Compared to the world of computers, IT networks and commercial business systems (which evolved together), manufacturing evolved separately. As a result, most controls and devices used proprietary communication technologies. However, manufacturing can no longer afford islands that speak different languages. AMT has been addressing this issue for more than a decade by fostering open standards that enable interoperability, such as MTConnect®.
“It’s not just equipment that contributes to digital manufacturing, but how machines work in the digital ecosystem of a factory,” says Shinbara. “We are at a point where connectivity is table stakes. It is the gateway to condition monitoring and the data capture and analysis that will drive key performance indicators and business metrics. Similarly, connectivity created the need for security of industrial data and intellectual property, opening new business opportunities.”
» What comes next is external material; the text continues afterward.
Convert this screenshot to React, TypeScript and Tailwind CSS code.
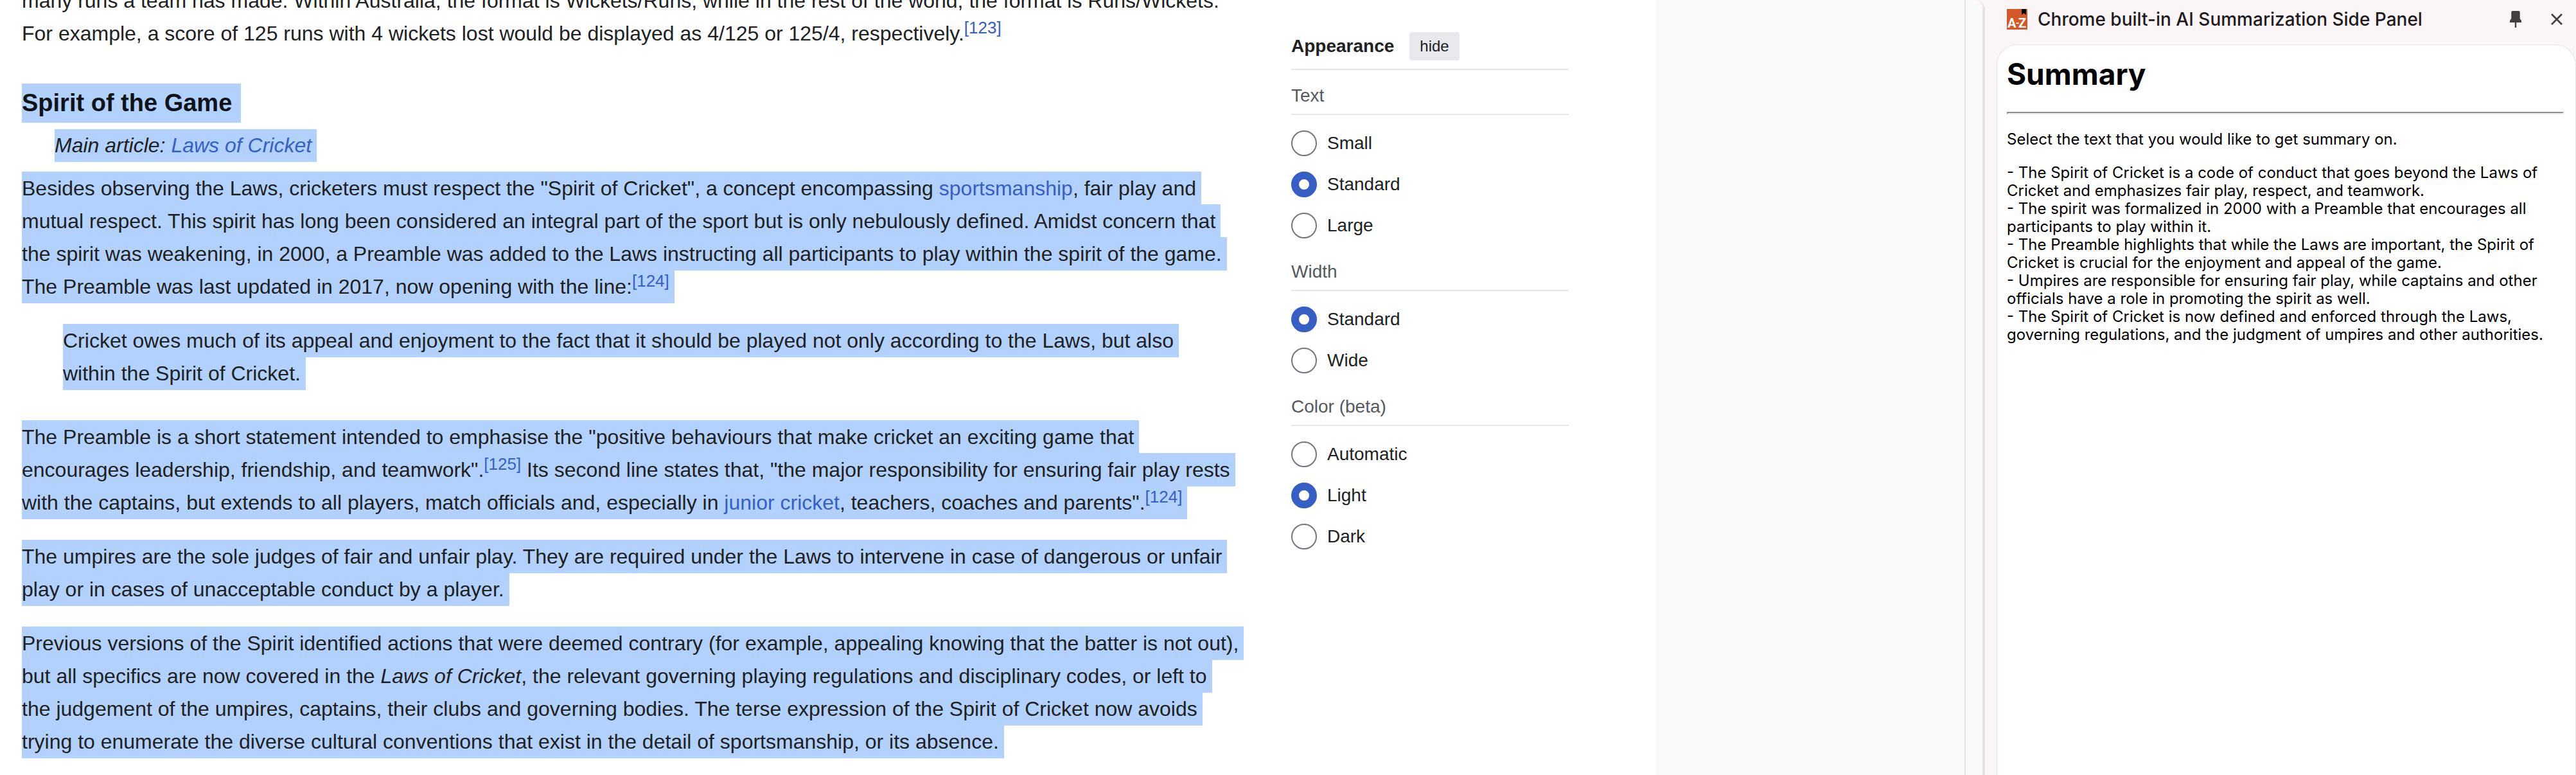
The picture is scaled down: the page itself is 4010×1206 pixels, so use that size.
import React, { useState } from "react";
import type { ReactNode } from "react";

function Selected({ children }: { children: ReactNode }) {
  return (
    <span className="box-decoration-clone bg-[#b2d2fd] pt-2 pr-2 pb-2">{children}</span>
  );
}

function WikiLink({ children }: { children: ReactNode }) {
  return (
    <a href="#" className="text-[#355fc4]">
      {children}
    </a>
  );
}

function Cite({ n }: { n: number }) {
  return (
    <sup className="static align-[11px] text-[26px] leading-0">
      <WikiLink>[{n}]</WikiLink>
    </sup>
  );
}

function Article() {
  return (
    <article className="-mt-6 min-w-0 flex-1 text-[32px] leading-[51px] text-[#202122]">
      <p>
        many runs a team has made. Within Australia, the format is Wickets/Runs, while in the rest of
        the world, the format is Runs/Wickets. For example, a score of 125 runs with 4 wickets lost
        would be displayed as 4/125 or 125/4, respectively.
        <Cite n={123} />
      </p>
      <h3 className="mt-[52px] w-fit bg-[#b2d2fd] pr-[14px] text-[38px] leading-[61px] font-bold text-[#101418]">
        Spirit of the Game
      </h3>
      <p className="mt-[10px] ml-[51px] w-fit bg-[#b2d2fd] pr-2 italic">
        Main article: <WikiLink>Laws of Cricket</WikiLink>
      </p>
      <p className="mt-4">
        <Selected>
          Besides observing the Laws, cricketers must respect the "Spirit of Cricket", a concept
          encompassing <WikiLink>sportsmanship</WikiLink>, fair play and mutual respect. This spirit
          has long been considered an integral part of the sport but is only nebulously defined.
          Amidst concern that the spirit was weakening, in 2000, a Preamble was added to the Laws
          instructing all participants to play within the spirit of the game. The Preamble was last
          updated in 2017, now opening with the line:
          <Cite n={124} />
        </Selected>
      </p>
      <blockquote className="mt-[33px] mr-16 ml-16">
        <Selected>
          Cricket owes much of its appeal and enjoyment to the fact that it should be played not only
          according to the Laws, but also within the Spirit of Cricket.
        </Selected>
      </blockquote>
      <p className="mt-12">
        <Selected>
          The Preamble is a short statement intended to emphasise the "positive behaviours that make
          cricket an exciting game that encourages leadership, friendship, and teamwork".
          <Cite n={125} /> Its second line states that, "the major responsibility for ensuring fair
          play rests with the captains, but extends to all players, match officials and, especially
          in <WikiLink>junior cricket</WikiLink>, teachers, coaches and parents".
          <Cite n={124} />
        </Selected>
      </p>
      <p className="mt-[33px]">
        <Selected>
          The umpires are the sole judges of fair and unfair play. They are required under the Laws to
          intervene in case of dangerous or unfair play or in cases of unacceptable conduct by a
          player.
        </Selected>
      </p>
      <p className="mt-[33px]">
        <Selected>
          Previous versions of the Spirit identified actions that were deemed contrary (for example,
          appealing knowing that the batter is not out), but all specifics are now covered in the{" "}
          <i>Laws of Cricket</i>, the relevant governing playing regulations and disciplinary codes,
          or left to the&nbsp;judgement of the umpires, captains, their clubs and governing bodies.
          The terse expression of the Spirit of Cricket now avoids trying to enumerate the diverse
          cultural conventions that exist in the detail of sportsmanship, or its absence.
        </Selected>
      </p>
    </article>
  );
}

const settings = [
  { title: "Text", options: ["Small", "Standard", "Large"], initial: "Standard" },
  { title: "Width", options: ["Standard", "Wide"], initial: "Standard" },
  { title: "Color (beta)", options: ["Automatic", "Light", "Dark"], initial: "Light" },
];

function SettingGroup({ title, options, initial }: (typeof settings)[number]) {
  const [value, setValue] = useState(initial);
  return (
    <fieldset className="pb-3">
      <legend className="w-full border-b-2 border-[#e7e8ed] pt-5 pb-2 leading-10 text-[#54595d]">
        {title}
      </legend>
      <div className="flex flex-col gap-6 pt-6">
        {options.map((option) => (
          <label key={option} className="flex items-center gap-4">
            <input
              type="radio"
              name={title}
              checked={value === option}
              onChange={() => setValue(option)}
              className="size-10 appearance-none rounded-full border-2 border-[#72777d] bg-white checked:border-12 checked:border-[#355fc4]"
            />
            {option}
          </label>
        ))}
      </div>
    </fieldset>
  );
}

function Appearance() {
  return (
    <aside className="w-[432px] shrink-0 pt-[50px] text-[28px] leading-10 text-[#202122]">
      <div className="flex items-center gap-6 border-b-2 border-[#e7e8ed] pb-[13px]">
        <h2 className="font-bold">Appearance</h2>
        <button type="button" className="h-11 rounded-sm bg-[#e8e9ed] px-4 text-2xl leading-8">
          hide
        </button>
      </div>
      {settings.map((s) => (
        <SettingGroup key={s.title} {...s} />
      ))}
    </aside>
  );
}

function ExtensionLogo() {
  return (
    <svg viewBox="0 0 32 32" className="size-8" role="img" aria-label="A-Z">
      <rect width="32" height="32" fill="#d35a28" />
      <path d="M23 0h7v9l-3.500-2.500L23 9z" fill="#000" />
      <g fill="#fff" fontFamily="Roboto, sans-serif" fontWeight="700" fontSize="20">
        <text x="1" y="29">A</text>
        <text x="14" y="27" fontSize="14">-</text>
        <text x="18" y="29">Z</text>
      </g>
    </svg>
  );
}

const bullets = [
  "The Spirit of Cricket is a code of conduct that goes beyond the Laws of Cricket and emphasizes fair play, respect, and teamwork.",
  "The spirit was formalized in 2000 with a Preamble that encourages all participants to play within it.",
  "The Preamble highlights that while the Laws are important, the Spirit of Cricket is crucial for the enjoyment and appeal of the game.",
  "Umpires are responsible for ensuring fair play, while captains and other officials have a role in promoting the spirit as well.",
  "The Spirit of Cricket is now defined and enforced through the Laws, governing regulations, and the judgment of umpires and other authorities.",
];

function SidePanel() {
  return (
    <section className="flex w-[920px] shrink-0 flex-col font-['Inter',sans-serif]">
      <header className="flex h-[69px] items-center pr-[21px] pb-[9px] pl-[34px]">
        <ExtensionLogo />
        <h2 className="ml-4 flex-1 text-[28px] leading-9 font-medium text-[#1f1a1d]">
          Chrome built-in AI Summarization Side Panel
        </h2>
        <button type="button" aria-label="Pin" className="mr-[46px]">
          <svg viewBox="0 0 18 26" className="h-[26px] w-[18px]" fill="#443e42">
            <path d="M4.300 0h9.400a2 2 0 0 1 2 2v10l2.300 3v3H10.200v8H7.800v-8H0v-3l2.300-3V2a2 2 0 0 1 2-2z" />
          </svg>
        </button>
        <button type="button" aria-label="Close">
          <svg viewBox="0 0 18 18" className="size-[18px]" stroke="#443e42" strokeWidth="2.600">
            <path d="M1 1l16 16M17 1L1 17" />
          </svg>
        </button>
      </header>
      <div className="ml-[18px] flex-1 rounded-t-4xl border border-b-0 border-[#ebe0ea] bg-white pt-[17px] pr-[18px] pl-[15px] text-2xl leading-7 text-black">
        <h1 className="text-[46px] leading-14 font-bold">Summary</h1>
        <hr className="mt-[31px] h-1 border-2 border-t-[#8e8e8e] border-r-[#ececec] border-b-[#ececec] border-l-[#8e8e8e]" />
        <p className="mt-[25px]">Select the text that you would like to get summary on.</p>
        <div className="mt-6">
          {bullets.map((b) => (
            <p key={b}>- {b}</p>
          ))}
        </div>
      </div>
    </section>
  );
}

export default function App() {
  return (
    <div className="flex h-screen overflow-hidden bg-[#fbf5f8] font-['Liberation_Sans',Arial,sans-serif]">
      <div className="flex min-w-0 flex-1 overflow-hidden rounded-tr-2xl border-r-2 border-[#e8dae6] bg-[#f8f9fa]">
        <main className="flex max-w-[2578px] min-w-0 flex-1 gap-[73px] bg-white pr-[136px] pl-[34px]">
          <Article />
          <Appearance />
        </main>
        <div className="ml-auto w-[30px] shrink-0 border-r-2 border-l-2 border-r-[#e5e5e5] border-l-[#e2e5e8] bg-[#fafafa]" />
      </div>
      <SidePanel />
    </div>
  );
}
Moving beyond connectivity, Shinbara sees interoperability as another emerging theme. “We started to see this at the last IMTS show where digital manufacturing cells demonstrated the ability to manufacture a part where the process, the tasks, and the quality verification have all been automated. To achieve interoperability, I think you’re going to see more companies participate in consortiums and partnerships of solution providers throughout the whole life cycle of manufacturing.”
The digital thread and its associated subjects—the digital twin, the model-based enterprise (MBE), and model-based design (MBD)—are also gaining prominence as manufacturers recognize the value of a framework that connects data flow to produce a holistic view of an asset (product) across its lifecycle.
“Look for job shops and manufacturers to embrace CNCs or AM systems with COVID-19 disruptions also emphasize the need for the agility provided by digital solutions such as MBD, which describes a strategy where a 3D annotated model and its associated data elements fully define the product in a manner that can be used effectively by everyone in the value chain in place of a traditional drawing. This single 3D model contains all the information typically found in an entire set of engineering drawings, including geometry, topology, dimensions, tolerances, materials, finishes, and weld call-outs.
“Imagine how much faster suppliers could respond to the need for respirator and ventilator components if they could act from an MBD file without any additional communication,” says Shinbara. He adds that the concept of a “single truth”—the practice of structuring data so that every data element is mastered in only one place—is a topic AMT will explore in detail as part of its IMTS.com/supplychain content.
Today, machines and components communicate, coordinate, and learn from each other. Bytes become data packets that turn into products that move through the supply chain, and the only common thread throughout the entire cycle is data.
Businesses, especially large corporations, fundamentally focus on three factors: cash flow/equity, product flow, and how they can drive more of both with fewer resources. The impact of product or service selection often involves a high degree of subjectivity, relying on intuition, experience, and supplier promises. The ability to capture, analyze, and monetize data changes the game.
“In the past, we had sales negotiations based on purchase price. In the future, we’ll have conversations on product performance within an ecosystem and demonstrated value delivered to the business,” says Shinbara.